En troisième lieu, c'est la modalité même du concert qui le caractérise. Le mot "découverte(s)" devient pertinent car le petit nombre des oeuvres (2 à 4), exigée par la durée de la présentation, du débat et la répétition de l'oeuvre en création, privilégie cet aspect de découverte, inversant un rapport qui est trop généralement celui d'une oeuvre en création perdue dans un programme-fleuve.

L'oeuvre "de référence" elle-même voit son statut modifié et bénéficie d'une nouvelle écoute, quand il ne s'agit pas tout simplement d'une redécouverte.

Le Gesprächskonzert se compose de trop peu d'oeuvres pour permettre d'aborder la question du rapport entre celles-ci de manière plurielle, que ce soit oeuvre contemporaine et oeuvre du passé, ou entre classique-contemporain et création, mais, par la rupture formelle qu'il propose (peu d'oeuvres, discussion entre les oeuvres) ce type de concert infléchit la relation que chaque auditeur établit entre les oeuvres. En effet, l'oeuvre en création, du fait de sa présentation et de sa réécoute, par la "lisibilité" qui en découle, peut faire apparaître l'oeuvre de référence comme plus complexe et moins accessible. C'est en ce sens que le mot "découverte" s'applique ici.
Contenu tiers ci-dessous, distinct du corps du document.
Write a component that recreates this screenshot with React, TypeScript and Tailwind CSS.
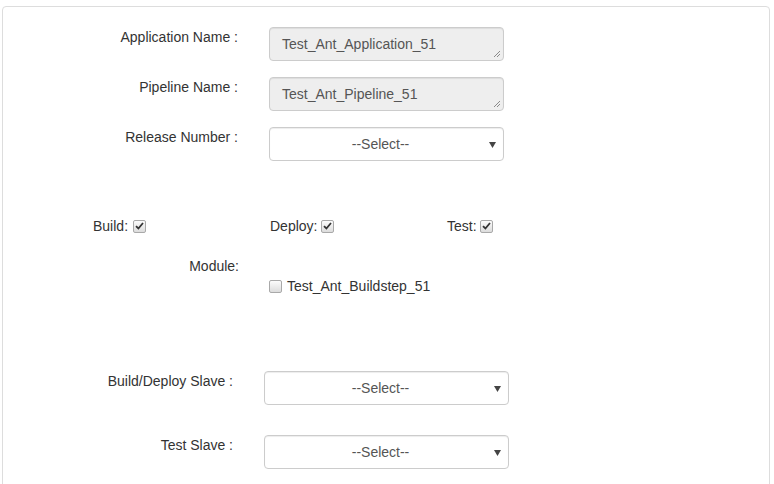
import React from 'react';

const font = { fontFamily: '"Liberation Sans", Arial, sans-serif' };

const ResizeGrip = () => (
  <svg className="absolute right-[2px] bottom-[2px]" width="8" height="8" viewBox="0 0 8 8">
    <path d="M7 1 L1 7 M7 4 L4 7" stroke="#8a8a8a" strokeWidth="1" />
  </svg>
);

const ReadonlyBox = ({ value }: { value: string }) => (
  <div className="relative w-[235px] h-[34px] bg-[#eeeeee] border border-[#cccccc] rounded-[4px] px-[12px] py-[6px] text-[14px] leading-[20px] text-[#555555] shadow-[inset_0_1px_1px_rgba(0,0,0,0.075)]">
    {value}
    <ResizeGrip />
  </div>
);

const SelectBox = ({ width }: { width: string }) => (
  <div className={`relative ${width} h-[34px] bg-white border border-[#cccccc] rounded-[4px] flex items-center justify-center pr-[12px] text-[14px] text-[#555555] shadow-[inset_0_1px_1px_rgba(0,0,0,0.075)]`}>
    <span>--Select--</span>
    <svg className="absolute right-[7px] top-[14px]" width="7" height="6" viewBox="0 0 7 6">
      <path d="M0 0 H7 L3.5 6 Z" fill="#444444" />
    </svg>
  </div>
);

const Check = ({ checked }: { checked?: boolean }) => (
  <span className="inline-flex items-center justify-center w-[13px] h-[13px] rounded-[2px] border border-[#a9a9a9] bg-gradient-to-b from-[#fcfcfc] to-[#dcdcdc]">
    {checked && (
      <svg width="9" height="8" viewBox="0 0 9 8">
        <path d="M1 4.2 L3.4 6.5 L8 1" stroke="#333333" strokeWidth="1.8" fill="none" />
      </svg>
    )}
  </span>
);

const Label = ({ text, width }: { text: string; width: string }) => (
  <div className={`${width} text-right text-[14px] leading-[20px] text-[#333333] shrink-0`}>{text}</div>
);

export default function App() {
  return (
    <div className="w-[774px] h-[484px] bg-white overflow-hidden pt-[6px] pl-[2px] pr-[4px]" style={font}>
      <div className="h-[500px] border border-[#dddddd] rounded-[4px] pt-[20px]">
        <div className="flex flex-col gap-[16px]">
          <div className="flex gap-[31px]">
            <Label text="Application Name :" width="w-[235px]" />
            <ReadonlyBox value="Test_Ant_Application_51" />
          </div>
          <div className="flex gap-[31px]">
            <Label text="Pipeline Name :" width="w-[235px]" />
            <ReadonlyBox value="Test_Ant_Pipeline_51" />
          </div>
          <div className="flex gap-[31px]">
            <Label text="Release Number :" width="w-[235px]" />
            <SelectBox width="w-[235px]" />
          </div>
        </div>

        <div className="flex pl-[90px] mt-[55px] text-[14px] leading-[20px] text-[#333333]">
          <div className="w-[177px] flex items-center gap-[5px]">
            <span>Build:</span>
            <Check checked />
          </div>
          <div className="w-[177px] flex items-center gap-[4px]">
            <span>Deploy:</span>
            <Check checked />
          </div>
          <div className="w-[177px] flex items-center gap-[3px]">
            <span>Test:</span>
            <Check checked />
          </div>
        </div>

        <div className="flex gap-[30px] mt-[20px]">
          <Label text="Module:" width="w-[236px]" />
          <div className="pt-[20px] flex items-center gap-[5px] text-[14px] leading-[20px] text-[#333333]">
            <Check />
            <span>Test_Ant_Buildstep_51</span>
          </div>
        </div>

        <div className="flex flex-col gap-[30px] mt-[75px]">
          <div className="flex gap-[31px]">
            <Label text="Build/Deploy Slave :" width="w-[230px]" />
            <SelectBox width="w-[245px]" />
          </div>
          <div className="flex gap-[31px]">
            <Label text="Test Slave :" width="w-[230px]" />
            <SelectBox width="w-[245px]" />
          </div>
        </div>
      </div>
    </div>
  );
}
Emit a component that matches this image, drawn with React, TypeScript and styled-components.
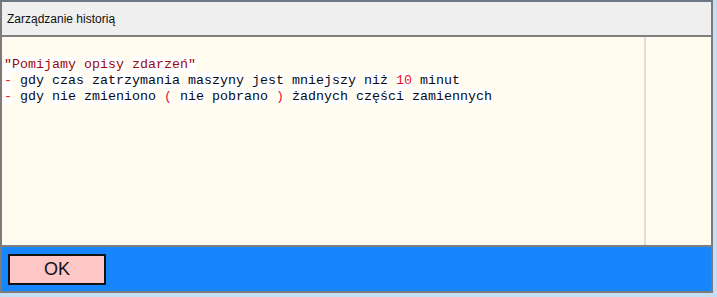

En conclusion, je dirai que le Gesprächskonzert qui, au milieu même du concert, donne la parole à la fois au compositeur, aux instrumentistes et au public, crée une autre convivialité dans le concert. Acceptant de parler de leur travail dans le sens large du terme, le compositeur ou l'instrumentiste esquissent à travers ces débats un autre rapport concret possible entre l'activité de création musicale et la société qui l'entoure.

C'est pour cela que le Gesprächskonzert représente une réponse (très) partielle à la question de la forme que peut prendre le concert aujourd'hui.